Merrill’s Kim Joins Exodus of Trading Executives to Hedge Funds

Bloomberg- Dow Kim, the second-highest-paid executive at Merrill Lynch & Co., is resigning to form a hedge fund, the latest top manager to leave an investment bank for the higher pay of running an independent trading firm.

Kim, 44, is stepping down after 13 years at New York-based Merrill Lynch, the third-biggest U.S. securities firm. A former currency derivatives trader, he has led Merrill’s sales and trading unit since 2003, a period when trading revenue more than doubled.

While Kim’s $37 million pay package last year was second at Merrill only to Chief Executive Officer Stanley O’Neal’s, hedge- fund managers can earn as much as $1 billion, according to Institutional Investor’s Alpha magazine. Goldman Sachs Group Inc. has lost partners including Hyder Ahmad and Eric Mindich to new hedge funds in the past three years. Bank of America Corp. said earlier this month Chief Investment Officer Ian Banwell would leave to open a fund.

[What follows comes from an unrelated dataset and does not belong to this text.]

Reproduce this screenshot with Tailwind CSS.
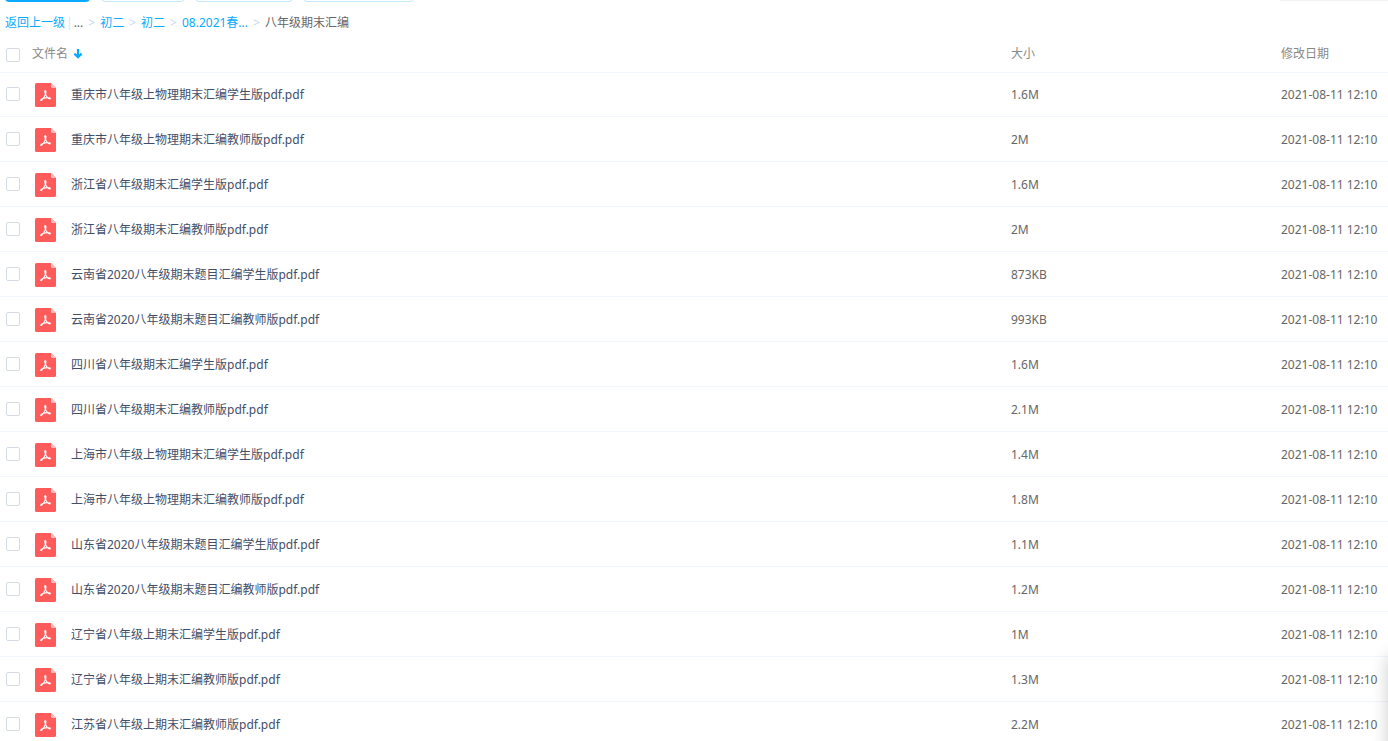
<!DOCTYPE html>
<html lang="zh-CN">
  <head>
    <meta charset="UTF-8" />
    <meta name="viewport" content="width=device-width, initial-scale=1.0" />
    <title>八年级期末汇编</title>
    <script src="https://cdn.jsdelivr.net/npm/@tailwindcss/browser@4"></script>
  </head>

  <body
    class="h-screen overflow-hidden bg-white font-['Noto_Sans','Noto_Sans_CJK_SC',sans-serif] text-xs text-[#666]"
  >
    <!-- Toolbar, scrolled almost out of view -->
    <header class="flex h-[2px] items-end overflow-hidden pl-[5px]">
      <button class="h-8 w-[85px] shrink-0 rounded bg-[#09aaff]"></button>
      <button class="ml-[11px] h-8 w-[84px] shrink-0 rounded border border-[#c3eaff]"></button>
      <button class="ml-[10px] h-8 w-[98px] shrink-0 rounded border border-[#c3eaff]"></button>
      <button class="ml-[10px] h-8 w-[111px] shrink-0 rounded border border-[#c3eaff]"></button>
      <div class="mb-px ml-auto h-8 w-[108px] shrink-0 bg-[#f2f2f2]"></div>
    </header>

    <!-- Breadcrumb -->
    <nav class="flex h-10 items-center pt-0.5 pl-[5px] text-[#09aaff]">
      <a href="#">返回上一级</a>
      <span class="mx-px text-[#c3eaff]">|</span>
      <span class="text-[#666]">...</span>
      <span class="mx-[5px] text-[#c4d8f1]">&gt;</span>
      <a href="#">初二</a>
      <span class="mx-[5px] text-[#c4d8f1]">&gt;</span>
      <a href="#">初二</a>
      <span class="mx-[5px] text-[#c4d8f1]">&gt;</span>
      <a href="#">08.2021春...</a>
      <span class="mx-[5px] text-[#c4d8f1]">&gt;</span>
      <span class="text-[#666]">八年级期末汇编</span>
    </nav>

    <!-- File list -->
    <table class="w-full table-fixed border-separate border-spacing-0 text-left">
      <colgroup>
        <col class="w-[31px]" />
        <col />
        <col class="w-[270px]" />
        <col class="w-[107px]" />
      </colgroup>
      <thead class="text-[#888]">
        <tr class="h-[31px]">
          <th class="border-b border-[#f2f6fd] pb-1 pl-[6px]">
            <input type="checkbox" aria-label="文件名" class="block size-[14px] appearance-none rounded-xs border border-[#d5dbe5]" />
          </th>
          <th class="border-b border-[#f2f6fd] pb-1.5 pl-px font-normal">
            <span class="flex items-center gap-[5px]">
              文件名
              <svg class="h-[10px] w-[10px]" viewBox="0 0 10 10" fill="none" stroke="#09aaff" stroke-width="2">
                <path d="M5 0V8.500M1.400 4.600L5 8.200L8.600 4.600" stroke-width="2.200" />
              </svg>
            </span>
          </th>
          <th class="border-b border-[#f2f6fd] pb-1.5 font-normal">大小</th>
          <th class="border-b border-[#f2f6fd] pb-1.5 font-normal">修改日期</th>
        </tr>
      </thead>
      <tbody id="file-list"></tbody>
    </table>

    <!-- Shadow of the panel docked outside the right edge -->
    <div class="fixed -right-[200px] -bottom-[60px] h-[145px] w-[200px] shadow-[0_0_16px_rgba(0,0,0,0.2)]"></div>

    <template id="file-row">
      <tr class="group h-[45px] first:h-11">
        <td class="border-b border-[#f2f6fd] pl-[6px] group-first:pb-px">
          <input type="checkbox" class="block size-[14px] appearance-none rounded-xs border border-[#d5dbe5]" />
        </td>
        <td class="border-b border-[#f2f6fd] pt-0.5 pl-1 group-first:pt-px">
          <div class="flex items-center gap-[15px]">
            <svg class="h-6 w-[21px] shrink-0" viewBox="0 0 21 24">
              <path d="M1.500 0H16L21 5V22.500Q21 24 19.500 24H1.500Q0 24 0 22.500V1.500Q0 0 1.500 0Z" fill="#ff5b5b" />
              <path d="M16 0L21 5H17Q16 5 16 4Z" fill="#ffbdbd" />
              <path d="M9.600 7.700Q11.300 7.300 10.900 9.500Q10.600 12.700 7 16.900Q6.100 17.900 5.700 17.200Q5.700 16.300 8 15.400Q11.300 14.300 14.300 14.800Q16 15.300 15 15.900Q13.300 16 11.300 13Q9.900 10.500 9.600 7.700" fill="none" stroke="#fff" stroke-width="1.100" stroke-linejoin="round" />
            </svg>
            <a href="#" class="name text-[#424e67]"></a>
          </div>
        </td>
        <td class="size border-b border-[#f2f6fd] pt-0.5 group-first:pt-px"></td>
        <td class="date border-b border-[#f2f6fd] pt-0.5 whitespace-nowrap group-first:pt-px"></td>
      </tr>
    </template>

    <script>
      const files = [
        ["重庆市八年级上物理期末汇编学生版pdf.pdf", "1.6M"],
        ["重庆市八年级上物理期末汇编教师版pdf.pdf", "2M"],
        ["浙江省八年级期末汇编学生版pdf.pdf", "1.6M"],
        ["浙江省八年级期末汇编教师版pdf.pdf", "2M"],
        ["云南省2020八年级期末题目汇编学生版pdf.pdf", "873KB"],
        ["云南省2020八年级期末题目汇编教师版pdf.pdf", "993KB"],
        ["四川省八年级期末汇编学生版pdf.pdf", "1.6M"],
        ["四川省八年级期末汇编教师版pdf.pdf", "2.1M"],
        ["上海市八年级上物理期末汇编学生版pdf.pdf", "1.4M"],
        ["上海市八年级上物理期末汇编教师版pdf.pdf", "1.8M"],
        ["山东省2020八年级期末题目汇编学生版pdf.pdf", "1.1M"],
        ["山东省2020八年级期末题目汇编教师版pdf.pdf", "1.2M"],
        ["辽宁省八年级上期末汇编学生版pdf.pdf", "1M"],
        ["辽宁省八年级上期末汇编教师版pdf.pdf", "1.3M"],
        ["江苏省八年级上期末汇编教师版pdf.pdf", "2.2M"],
      ];

      const list = document.getElementById("file-list");
      const template = document.getElementById("file-row");

      files.forEach(([name, size]) => {
        const row = template.content.cloneNode(true);
        row.querySelector("input").setAttribute("aria-label", name);
        row.querySelector(".name").textContent = name;
        row.querySelector(".size").textContent = size;
        row.querySelector(".date").textContent = "2021-08-11 12:10";
        list.appendChild(row);
      });
    </script>
  </body>
</html>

“Dow can make 10 times what he’s making now if he goes out on his own,” said Gary Goldstein, Chairman and CEO of Whitney Group, an executive-recruitment firm in New York. “This is probably a good time to do it.”

Gregory Fleming, 44, who was co-head of trading and investment banking with Kim, will become co-president of Merrill with Ahmass Fakahany, 48, who was chief administrative officer. Kim’s departure makes Merrill the only major U.S. securities firm without a trading veteran in its highest ranks at a time when that business provides almost half of Merrill’s revenue.